With values cresting $20 million, it’s hard to imagine anyone daily driving an F1 today, but that was Murray’s original intent. It’s the same for the T.50; this may be a purist’s car, but it’s hardly spartan. There are compartments for luggage on either side of the engine, and the interior features multiple storage spaces. A screen next to the analog rev counter will mirror information from your smartphone, with infotainment controls on the wheel.
The engineers at GMA pulled apart Murray’s modern Alpine A110 because he believes it sets the benchmark for ride-handling balance. And while suspension technology has moved on significantly since the F1 first emerged, Murray is still sticking with conventional hardware. “You’ll generally find people only have to resort to hydraulics and electrics and compensating systems when their car weighs a lot,” he says. “They’re going to try to disguise the fact that they will fall over in the corners unless you run ridiculously stiff metal frequencies on the springs.”
In pursuit of sports-car purity, the T.50 uses conventional forged-alloy double wishbones at all four corners, with rising-rate pushrod coilovers. Nothing is adaptive—there’s one suspension setup. Murray is particularly proud of the front geometry, which was designed for a power-steering system unlike any other: Beyond 10 mph, the power steering disengages entirely, giving you the purity of a manual rack without the nuisance of huge effort at parking speeds. Carbon-ceramic brakes necessitated power assistance, but GMA is trying to use as little as possible for a purer feel. Modern safety requirements mean there’s ABS, traction control, and stability control as well, but the daring can shut off the TC and ESC entirely. The T.50 will have two engine maps—one for around-town driving that limits revs to 9000 rpm, and a second for when you want to play with the V-12’s full 12,100 rpm.
All of this in the pursuit of involvement, not outright speed. GMA hasn’t revealed acceleration times or a top speed for the T.50. “Chasing,” Murray says, and pauses.
“I just don’t see the point. I didn’t see the point in 1992 and I don’t see the point now. This car is going to feel quicker than anything out there anyway.”

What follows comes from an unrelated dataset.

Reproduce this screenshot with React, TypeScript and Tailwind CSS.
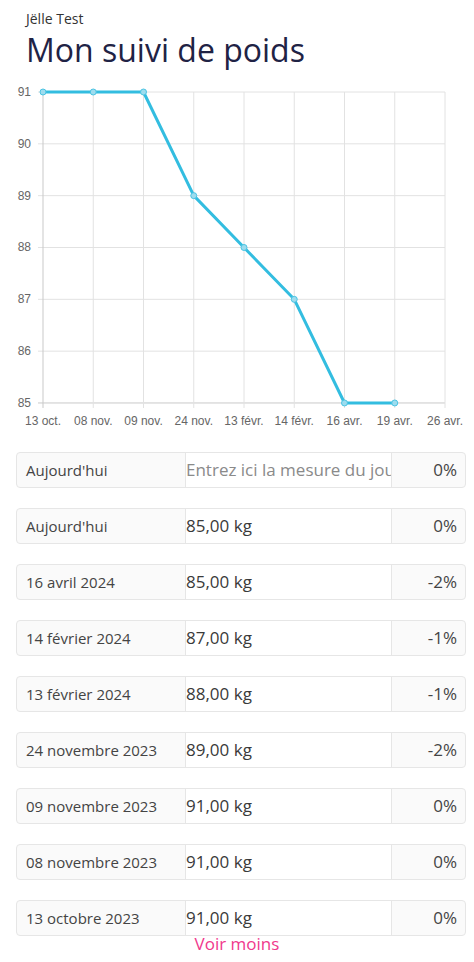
const font = { fontFamily: "'Open Sans', 'Liberation Sans', sans-serif" };

const xLabels = ["13 oct.", "08 nov.", "09 nov.", "24 nov.", "13 févr.", "14 févr.", "16 avr.", "19 avr.", "26 avr."];
const yTicks = [91, 90, 89, 88, 87, 86, 85];
const points = [91, 91, 91, 89, 88, 87, 85, 85];

const rows = [
  { date: "Aujourd'hui", weight: "85,00 kg", delta: "0%" },
  { date: "16 avril 2024", weight: "85,00 kg", delta: "-2%" },
  { date: "14 février 2024", weight: "87,00 kg", delta: "-1%" },
  { date: "13 février 2024", weight: "88,00 kg", delta: "-1%" },
  { date: "24 novembre 2023", weight: "89,00 kg", delta: "-2%" },
  { date: "09 novembre 2023", weight: "91,00 kg", delta: "0%" },
  { date: "08 novembre 2023", weight: "91,00 kg", delta: "0%" },
  { date: "13 octobre 2023", weight: "91,00 kg", delta: "0%" },
];

const px = (i: number) => 43 + i * 50.25;
const py = (v: number) => 10 + (91 - v) * 51.83;

function WeightChart() {
  const line = points.map((v, i) => `${px(i)},${py(v)}`).join(" ");
  return (
    <svg width="474" height="352" className="block" style={{ fontFamily: "'Liberation Sans', Arial, sans-serif" }}>
      {yTicks.map((t) => (
        <g key={t}>
          <line x1="38" x2="445" y1={py(t)} y2={py(t)} stroke={t === 85 ? "#c9c9c9" : "#e2e2e2"} strokeWidth="1" />
          <text x="31" y={py(t) + 4} textAnchor="end" fontSize="12" fill="#666">{t}</text>
        </g>
      ))}
      {xLabels.map((l, i) => (
        <g key={l}>
          <line x1={px(i)} x2={px(i)} y1={py(91)} y2={py(85) + 5} stroke={i === 0 ? "#c9c9c9" : "#e2e2e2"} strokeWidth="1" />
          <text x={px(i)} y="343" textAnchor="middle" fontSize="12" fill="#666">{l}</text>
        </g>
      ))}
      <polyline points={line} fill="none" stroke="#33bde0" strokeWidth="3" strokeLinejoin="round" />
      {points.map((v, i) => (
        <circle key={i} cx={px(i)} cy={py(v)} r="3" fill="#9ddcee" stroke="#4cc4e3" strokeWidth="1" />
      ))}
    </svg>
  );
}

function Row({ date, weight, delta, input }: { date: string; weight?: string; delta: string; input?: boolean }) {
  return (
    <div className="flex h-9 overflow-hidden rounded border border-[#e6e6e6] bg-[#fafafa]">
      <div className="flex w-[168px] shrink-0 items-center pl-[9px] text-[15px] text-[#444]">{date}</div>
      <div className="flex w-[207px] shrink-0 items-center border-x border-[#e6e6e6] bg-white">
        {input ? (
          <input
            className="w-full bg-transparent text-[17px] text-[#333] outline-none placeholder:text-[#8a8a8a]"
            placeholder="Entrez ici la mesure du jour"
            style={font}
          />
        ) : (
          <span className="text-[17px] text-[#3a3a3a]">{weight}</span>
        )}
      </div>
      <div className="flex flex-1 items-center justify-end pr-[8px] text-[17px] text-[#444]">{delta}</div>
    </div>
  );
}

export default function App() {
  return (
    <div className="min-h-[962px] w-[474px] bg-white" style={font}>
      <div className="px-[26px] pt-[10px]">
        <p className="text-[14px] leading-[18px] text-[#333]">Jëlle Test</p>
        <h1 className="mt-[3px] text-[32px] leading-[38px] text-[#1f2345]">Mon suivi de poids</h1>
      </div>
      <div className="mt-[13px]">
        <WeightChart />
      </div>
      <div className="mt-[18px] flex flex-col gap-5 pl-4 pr-2">
        <Row date="Aujourd'hui" delta="0%" input />
        {rows.map((r) => (
          <Row key={r.date} date={r.date} weight={r.weight} delta={r.delta} />
        ))}
      </div>
      <div className="-mt-[2px] text-center text-[17px] leading-[20px] text-[#f0388c]">
        <a href="#">Voir moins</a>
      </div>
    </div>
  );
}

One gets the impression that Murray is the only person willing to build another McLaren F1. Most won’t try because making such an uncompromising car requires a breathtaking amount of money. GMA plans on building 100 examples of the T.50, each selling for around $2.6 million. “The price reflects what it costs to do a car, an engine, a gearbox from scratch,” Murray says. He’s hoping GMA breaks even, and that the halo effect gets the brand name out so it can create an affordable, higher-volume sports car. In any case, Murray has no plans for a follow-up. “After you’ve done a car like this, you can go virtually anywhere you like,” he says. “But there won’t be another.”